Kamini’s Epic Dance

A bharatanatyam dancer (Picture from Wikipedia, with thanks)

(This review appeared in the East African July 12-19)

Without wanting to get myself entangled in the whys and wherefores surrounding the definition of art, I think it is safe to say that beauty in art is universal. It appeals to the senses and emotions across cultures, religions and social class.

At least, this is what I felt when I watched Krishna Ballet Dance performed by Kamini School of Dancing at the Oshwal Centre Auditorium.

Initially, I was intrigued by the mention of ‘Krishna’ and ‘ballet’ in the same title. I had in mind an East-meets-West fusion of classical Indian dance and ballet.

However, when I watched the charity show on Friday April 23 2010, I realised that the dance may have borne this title because many characteristic postures and steps in the bharatanatyam dance, called karanas, are not dissimilar to what you would see in Western ballet.

The performance reflected a remarkable effort on the part of Kamini Thakkar, who managed to co-ordinated about one hundred and eighty dancers whose ages ranged from five to twenty-two years.

As the music and colourful dancing carried me away, I found myself reflecting on the three levels of understanding art, outlined by art historian Erwin Panofsky.

Level one, is the basic perception: This was a very well choreographed dance with excellent use of colour and light, innovative props and beautiful costume.

This is the level at which someone may look at a famous sculpture by Michelangelo that is found in St Peter’s basilica in Vatican City: a statue of a man, lying across a lady’s lap. One may appreciate the high skill of the sculptor and may even feel some empathy toward the sculpture.

However, if this person is from a Western culture, or is a Christian or more specifically a Roman Catholic, he will recognise that this sculpture is actually a pietà– a representation of the Virgin Mary, cradling the body of Christ, after the crucifixion. This is the level two of understanding art, which draws on the viewer’s cultural background.

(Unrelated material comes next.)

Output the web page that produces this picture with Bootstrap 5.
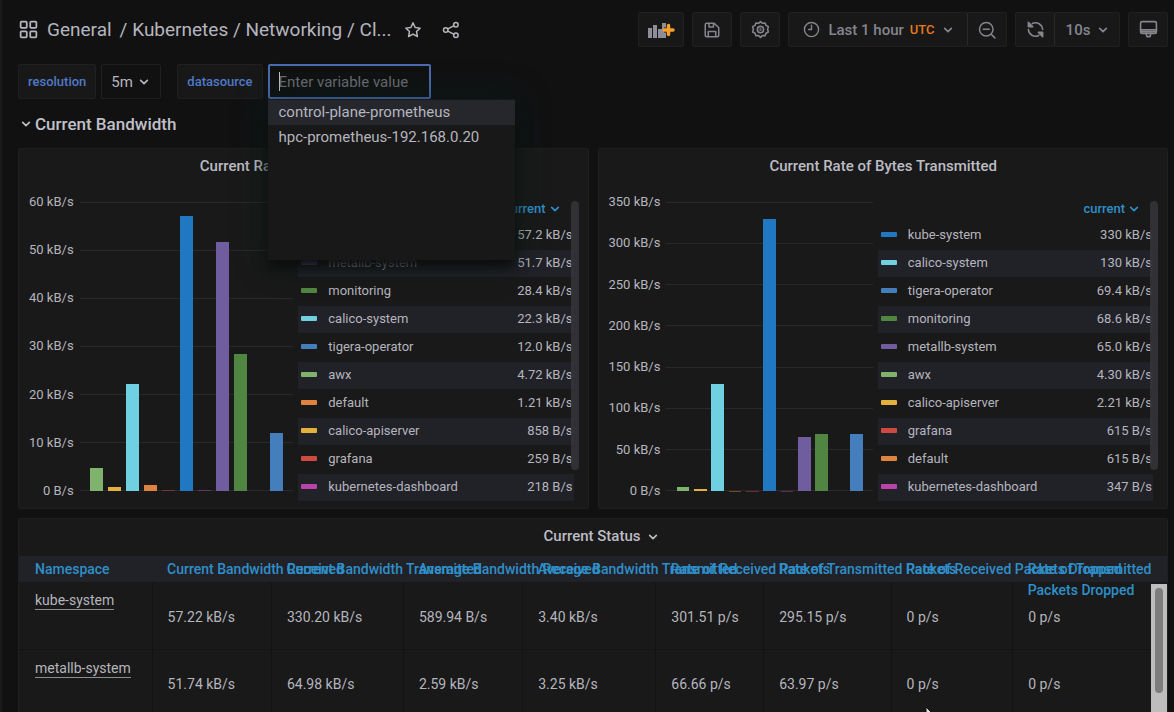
<!DOCTYPE html>
<html lang="en" data-bs-theme="dark">
<head>
<meta charset="utf-8">
<meta name="viewport" content="width=device-width, initial-scale=1">
<title>Kubernetes / Networking / Cluster</title>
<link href="https://cdn.jsdelivr.net/npm/bootstrap@5.3.0/dist/css/bootstrap.min.css" rel="stylesheet">
<style>
  :root { --canvas:#111112; --panel:#191919; --text:#b5b5be; --muted:#85858d; --blue:#5079c8; --cyan:#2f8fc8; --band:#212128; }
  body { background:var(--canvas); color:var(--text); font-family:Roboto,"Liberation Sans",sans-serif; font-size:13px; line-height:20px; border-left:2px solid #1a1a1b; }
  a { color:inherit; text-decoration:none; }
  svg { display:block; flex:none; }
  .stroke { fill:none; stroke:currentColor; stroke-width:2; stroke-linecap:round; stroke-linejoin:round; }
  .dash { padding:12px 6px 0 16px; }
  .crumbs { font-size:19px; line-height:24px; margin-right:12px; }
  .tool { height:35px; background:#181819; border:1px solid #202022; border-radius:2px; color:var(--muted); padding:0; display:flex; align-items:center; justify-content:center; gap:8px; font-size:15px; font-weight:500; }
  .tool-sm { width:40px; }
  .tool-add { width:46px; }
  .tool-range { width:180px; }
  .tool-every { width:66px; }
  .split .tool + .tool { border-left-color:#29292b; margin-left:-1px; }
  .utc { color:#e8791c; font-size:13px; margin-left:-2px; }
  .vars { margin-top:17px; }
  .var-name, .var-pick, .var-input { height:35px; border:1px solid #202022; border-radius:2px; }
  .var-name { background:#181819; color:var(--blue); font-size:13px; font-weight:500; padding:0 9px; display:flex; align-items:center; margin-right:5px; }
  .var-pick { background:var(--canvas); color:var(--text); font-size:15px; padding:0 9px; display:flex; align-items:center; gap:6px; width:60px; margin-right:16px; }
  .var-input { width:163px; background:var(--canvas); border:2px solid #4b6cb0; color:var(--text); font-size:15px; padding:0 9px; outline:0; }
  .var-input::placeholder { color:#6d6d74; opacity:1; }
  .caret-bar { left:11px; top:8px; width:1px; height:19px; background:#c4c4cc; }
  .suggest { left:0; top:35px; width:247px; height:161px; background:#181818; padding:1px 0; z-index:5; box-shadow:0 8px 12px #0c0d0d, 0 0 28px 4px rgba(8,40,32,.4); }
  .suggest button { display:block; width:100%; height:25px; border:0; background:none; color:var(--text); font-size:15px; line-height:25px; text-align:left; padding:0 11px; }
  .suggest .current { background:#26262d; }
  .section-head { margin-top:12px; height:25px; padding:0 3px; border:0; background:none; color:#c0c0c9; font-size:17px; font-weight:500; gap:4px; }
  .panel { background:var(--panel); border:1px solid #1f1f21; border-radius:2px; }
  .pair { display:grid; grid-template-columns:1fr 1fr; gap:9px; margin-top:12px; }
  .graph { height:361px; padding:0 9px 0 10px; }
  .panel-title { font-size:15px; line-height:34px; font-weight:500; text-align:center; margin:0; color:#bcbcc5; }
  .axis { height:289px; margin-top:19px; font-size:13px; line-height:16px; text-align:right; }
  .axis span { display:block; margin:-8px 0; }
  .plot { flex:1; display:grid; height:289px; margin:19px 5px 0 6px; }
  .plot > div { grid-area:1/1; }
  .rules i { height:1px; background:#29292c; }
  .bars { padding:0 8px; }
  .bars div { flex:1; display:flex; align-items:flex-end; justify-content:center; }
  .bars i { width:74%; }
  .legend-box { width:51%; padding:14px 5px 0 0; }
  .legend-box table { width:100%; }
  .legend-box th { height:24px; padding:0; text-align:right; color:var(--cyan); font-weight:500; }
  .legend-box th button { border:0; background:none; color:inherit; font-weight:500; font-size:13px; padding:0 14px 0 0; display:inline-flex; align-items:center; gap:4px; }
  .legend-box td { height:28px; padding:0; border-top:1px solid var(--panel); }
  .legend-box tbody tr:nth-child(even) { background:var(--band); }
  .legend-box td:last-child { text-align:right; padding-right:1px; white-space:nowrap; }
  .swatch { display:inline-block; width:16px; height:5px; border-radius:1px; margin:0 11px 2px 3px; vertical-align:middle; }
  .thumb-dark { right:0; top:18px; width:8px; height:269px; border-radius:4px; background:#35353b; opacity:.85; }
  .status { margin-top:9px; height:320px; overflow:hidden; position:relative; }
  .status .panel-title { padding:0 0 2px 16px; line-height:35px; }
  .status table { width:100%; table-layout:fixed; font-size:14px; }
  .status th { height:26px; padding:0 0 0 15px; background:#212128; color:var(--cyan); font-weight:500; line-height:21px; white-space:nowrap; }
  .status th div { height:21px; }
  .status th:first-child, .status td:first-child { padding-left:16px; }
  .status td { height:67px; padding:3px 0 0 15px; border-bottom:1px solid #131314; border-right:1px solid #131314; }
  .status td:first-child { vertical-align:top; padding-top:8px; }
  .status td a { display:inline-block; line-height:18px; border-bottom:1px solid #8c8c92; }
  .track { right:0; top:65px; bottom:0; width:16px; background:#bdbdbd; padding:4px; }
  .track div { height:105px; border-radius:4px; background:#7d7d7d; }
  .pointer { right:230px; top:187px; }
  .clip { height:100vh; overflow:hidden; }
</style>
</head>
<body>
<div class="clip">
<main class="dash">
  <header class="d-flex justify-content-between align-items-center">
    <div class="d-flex align-items-center">
      <svg class="stroke me-2" width="21" height="21" viewBox="0 0 24 24"><rect x="3" y="3" width="7" height="7" rx="1"/><rect x="14" y="3" width="7" height="7" rx="1"/><rect x="3" y="14" width="7" height="7" rx="1"/><rect x="14" y="14" width="7" height="7" rx="1"/></svg>
      <nav class="crumbs d-flex" aria-label="Breadcrumb"><a href="#">General</a><span class="ms-2">/&nbsp;</span><a href="#">Kubernetes / Networking / Cl...</a></nav>
      <a href="#" aria-label="Star"><svg class="stroke" width="18" height="18" viewBox="0 0 24 24"><path d="M12 2.5l2.9 6.1 6.600.9-4.8 4.600 1.200 6.600-5.900-3.200-5.900 3.200 1.200-6.600-4.800-4.600 6.600-.9z"/></svg></a>
      <a href="#" class="ms-3" aria-label="Share"><svg class="stroke ms-1" width="18" height="18" viewBox="0 0 24 24"><circle cx="5" cy="12" r="3"/><circle cx="18.500" cy="5" r="3"/><circle cx="18.500" cy="19" r="3"/><path d="M7.700 10.600l8-4.200M7.700 13.400l8 4.200"/></svg></a>
    </div>
    <div class="d-flex gap-2">
      <button class="tool tool-add" aria-label="Add panel"><svg width="28" height="18" viewBox="0 0 28 18"><g fill="#8e8e9a"><rect x="1" y="7" width="4" height="10"/><rect x="6" y="4" width="4" height="13"/><rect x="11" y="8" width="4" height="9"/><rect x="15" y="2" width="4" height="15"/></g><path d="M21.500 4.500v9M17 9h9" stroke="#181819" stroke-width="5"/><path d="M21.500 4.500v9M17 9h9" stroke="#f6a02c" stroke-width="3.500" stroke-linecap="round"/></svg></button>
      <button class="tool tool-sm" aria-label="Save"><svg class="stroke" width="18" height="18" viewBox="0 0 24 24"><path d="M5 3h10l6 6v10a2 2 0 0 1-2 2H5a2 2 0 0 1-2-2V5a2 2 0 0 1 2-2zM8 3v5h6V3M7 21v-7h10v7"/></svg></button>
      <button class="tool tool-sm" aria-label="Settings"><svg class="stroke" width="19" height="19" viewBox="0 0 24 24"><path d="M12 2l2.500 2.200 3.300-.5 1.100 3.100 3 1.600-.9 3.400.9 3.300-3 1.700-1.100 3.100-3.300-.4L12 22l-2.500-2.500-3.300.4-1.100-3.100-3-1.700.9-3.300-.9-3.400 3-1.600 1.100-3.100 3.300.5z"/><circle cx="12" cy="12" r="4"/><circle cx="12" cy="12" r=".5"/></svg></button>
      <div class="split d-flex">
        <button class="tool tool-range"><svg class="stroke" width="17" height="17" viewBox="0 0 24 24"><circle cx="12" cy="12" r="10"/><path d="M12 6v6H8"/></svg><span>Last 1 hour</span><span class="utc">UTC</span><svg class="stroke" width="10" height="10" viewBox="0 0 12 12"><path d="M2 4l4 4 4-4"/></svg></button>
        <button class="tool tool-sm" aria-label="Zoom out"><svg class="stroke" width="18" height="18" viewBox="0 0 24 24"><circle cx="11" cy="11" r="9"/><path d="M7 11h8M18 18l4.500 4.500"/></svg></button>
      </div>
      <div class="split d-flex">
        <button class="tool tool-sm" aria-label="Refresh"><svg class="stroke" width="19" height="19" viewBox="0 0 24 24"><path d="M8 4.500a9 9 0 0 1 13 7.500M16 19.500a9 9 0 0 1-13-7.500"/><path fill="currentColor" d="M3 3v5.500h5.500zM21 21v-5.500h-5.500z"/></svg></button>
        <button class="tool tool-every">10s<svg class="stroke" width="10" height="10" viewBox="0 0 12 12"><path d="M2 4l4 4 4-4"/></svg></button>
      </div>
      <button class="tool tool-sm" aria-label="Cycle view mode"><svg class="stroke" width="19" height="19" viewBox="0 0 24 24"><rect x="2" y="2" width="20" height="15" rx="2"/><path d="M2 12.500h20M2.500 15h19M9 17l1 4h4l1-4"/></svg></button>
    </div>
  </header>

  <div class="vars d-flex">
    <label class="var-name" for="res">resolution</label>
    <button class="var-pick" id="res">5m<svg class="stroke" width="10" height="10" viewBox="0 0 12 12"><path d="M2 4l4 4 4-4"/></svg></button>
    <label class="var-name" for="ds">datasource</label>
    <div class="position-relative">
      <input class="var-input" id="ds" type="text" placeholder="Enter variable value">
      <span class="caret-bar position-absolute"></span>
      <div class="suggest position-absolute">
        <button class="current">control-plane-prometheus</button>
        <button>hpc-prometheus-192.168.0.20</button>
      </div>
    </div>
  </div>

  <button class="section-head d-flex align-items-center"><svg class="stroke" width="10" height="10" viewBox="0 0 12 12"><path d="M2 4l4 4 4-4"/></svg>Current Bandwidth</button>

  <div class="pair">
    <section class="panel graph" id="received"><h2 class="panel-title">Current Rate of Bytes Received</h2></section>
    <section class="panel graph" id="transmitted"><h2 class="panel-title">Current Rate of Bytes Transmitted</h2></section>
  </div>

  <section class="panel status">
    <h2 class="panel-title d-flex justify-content-center align-items-center gap-2">Current Status<svg class="stroke" width="10" height="10" viewBox="0 0 12 12"><path d="M2 4l4 4 4-4"/></svg></h2>
    <table>
      <colgroup><col style="width:11.6%"><col style="width:10.4%"><col style="width:11.5%"><col style="width:10.4%"><col style="width:11.6%"><col style="width:9.4%"><col style="width:11.1%"><col style="width:10.6%"><col style="width:13.4%"></colgroup>
      <thead><tr><th>Namespace</th><th>Current Bandwidth Received</th><th>Current Bandwidth Transmitted</th><th>Average Bandwidth Received</th><th>Average Bandwidth Transmitted</th><th>Rate of Received Packets</th><th>Rate of Transmitted Packets</th><th>Rate of Received Packets Dropped</th><th><div>Rate of Transmitted<br>Packets Dropped</div></th></tr></thead>
      <tbody>
        <tr><td><a href="#">kube-system</a></td><td>57.22 kB/s</td><td>330.20 kB/s</td><td>589.94 B/s</td><td>3.40 kB/s</td><td>301.51 p/s</td><td>295.15 p/s</td><td>0 p/s</td><td>0 p/s</td></tr>
        <tr><td><a href="#">metallb-system</a></td><td>51.74 kB/s</td><td>64.98 kB/s</td><td>2.59 kB/s</td><td>3.25 kB/s</td><td>66.66 p/s</td><td>63.97 p/s</td><td>0 p/s</td><td>0 p/s</td></tr>
      </tbody>
    </table>
    <div class="track position-absolute"><div></div></div>
    <svg class="pointer position-absolute" width="12" height="18" viewBox="0 0 12 18"><path d="M1 1v13l3-3 2 5 2-1-2-5h4z" fill="#ddd" stroke="#111"/></svg>
  </section>
</main>
</div>

<script src="https://cdn.jsdelivr.net/npm/bootstrap@5.3.0/dist/js/bootstrap.bundle.min.js"></script>
<script>
  const colors = { 'awx':'#7eb26d', 'calico-apiserver':'#e3b23c', 'calico-system':'#6ed0e0', 'default':'#e0833f', 'grafana':'#cf4a43', 'kube-system':'#1f78c1', 'kubernetes-dashboard':'#ba43a9', 'metallb-system':'#705da0', 'monitoring':'#508642', 'tigera-operator':'#447ebc' };
  const order = ['awx','calico-apiserver','calico-system','default','grafana','kube-system','kubernetes-dashboard','metallb-system','monitoring','','tigera-operator'];
  const toKb = v => parseFloat(v) / (v.includes('kB') ? 1 : 1000);

  function drawGraph(id, max, step, rows) {
    const values = Object.fromEntries(rows);
    const ticks = [];
    for (let t = max; t >= 0; t -= step) ticks.push(t ? t + ' kB/s' : '0 B/s');
    const bar = n => { const share = toKb(values[n]) / max; return `<div><i style="height:${share * 100}%;background:${colors[n]};opacity:${share < .005 ? .45 : 1}"></i></div>`; };
    const bars = order.map(n => n ? bar(n) : '<div></div>').join('');
    const body = rows.map(([n, v]) => `<tr><td><span class="swatch" style="background:${colors[n]}"></span>${n}</td><td>${v}</td></tr>`).join('');
    document.getElementById(id).insertAdjacentHTML('beforeend', `
      <div class="d-flex">
        <div class="axis d-flex flex-column justify-content-between">${ticks.map(t => `<span>${t}</span>`).join('')}</div>
        <div class="plot"><div class="rules d-flex flex-column justify-content-between">${ticks.map(() => '<i></i>').join('')}</div><div class="bars d-flex">${bars}</div></div>
        <div class="legend-box position-relative"><table><thead><tr><th colspan="2"><button>current<svg class="stroke" width="10" height="10" viewBox="0 0 12 12"><path d="M2 4l4 4 4-4"/></svg></button></th></tr></thead><tbody>${body}</tbody></table><div class="thumb-dark position-absolute"></div></div>
      </div>`);
  }
  drawGraph('received', 60, 10, [['kube-system','57.2 kB/s'],['metallb-system','51.7 kB/s'],['monitoring','28.4 kB/s'],['calico-system','22.3 kB/s'],['tigera-operator','12.0 kB/s'],['awx','4.72 kB/s'],['default','1.21 kB/s'],['calico-apiserver','858 B/s'],['grafana','259 B/s'],['kubernetes-dashboard','218 B/s']]);
  drawGraph('transmitted', 350, 50, [['kube-system','330 kB/s'],['calico-system','130 kB/s'],['tigera-operator','69.4 kB/s'],['monitoring','68.6 kB/s'],['metallb-system','65.0 kB/s'],['awx','4.30 kB/s'],['calico-apiserver','2.21 kB/s'],['grafana','615 B/s'],['default','615 B/s'],['kubernetes-dashboard','347 B/s']]);
</script>
</body>
</html>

The members of the audience from a Hindu background appreciated the Kamini’s dance on this level. They recognised that this was an epic dance based on the childhood of the Hindu deity, Krishna, who is often represented as a young boy playing a flute. In addition, they recognised the hastas, which are expressive hand gestures that the dancers use, to communicate ideas.

Level three of understanding art involves looking at the work of art in its historical and cultural environment. This is where the art historian (and the critic) comes in, with questions like, why did the artist choose to represent this or that in this manner?

Since the 10th Century A.D., Krishna has been a popular subject in Indian performing arts and the bharatanatyam is one of the oldest classical dance forms in India. This means that, over and above the hours spent in rehearsal under the direction of Kamini Thakkar, these dancers have the advantage of centuries spent in perfecting the art form.

While scholars continue to grapple with past African art, there is room in the present to re-tell great African tales on level one, immortalise heroes like Luanda Magere and national icons like Dedan Kimathi on level two and define new parameters of African performing arts, on level three.

The Ozidi Saga is a choreographed epic by Nigerian poet and playwright J.P. Clark-Bekederemo, which was first performed in 1966. It recounts the adventures of the Ijaw hero, Ozidi as he seeks to avenge his father’s death.

I have not had the chance to watch The Ozidi Saga but I think it would give aspiring directors and choreographers an opportunity to reflect on, and standardise, traditional African dances and other aspects of performance like masks and mime.

Epic stories, whether they’re told through dance, poetry or prose, tend to soothe a collective social nostalgia, which is echoed in Shakespeare’s lament: “O! call back yesterday, bid time return.”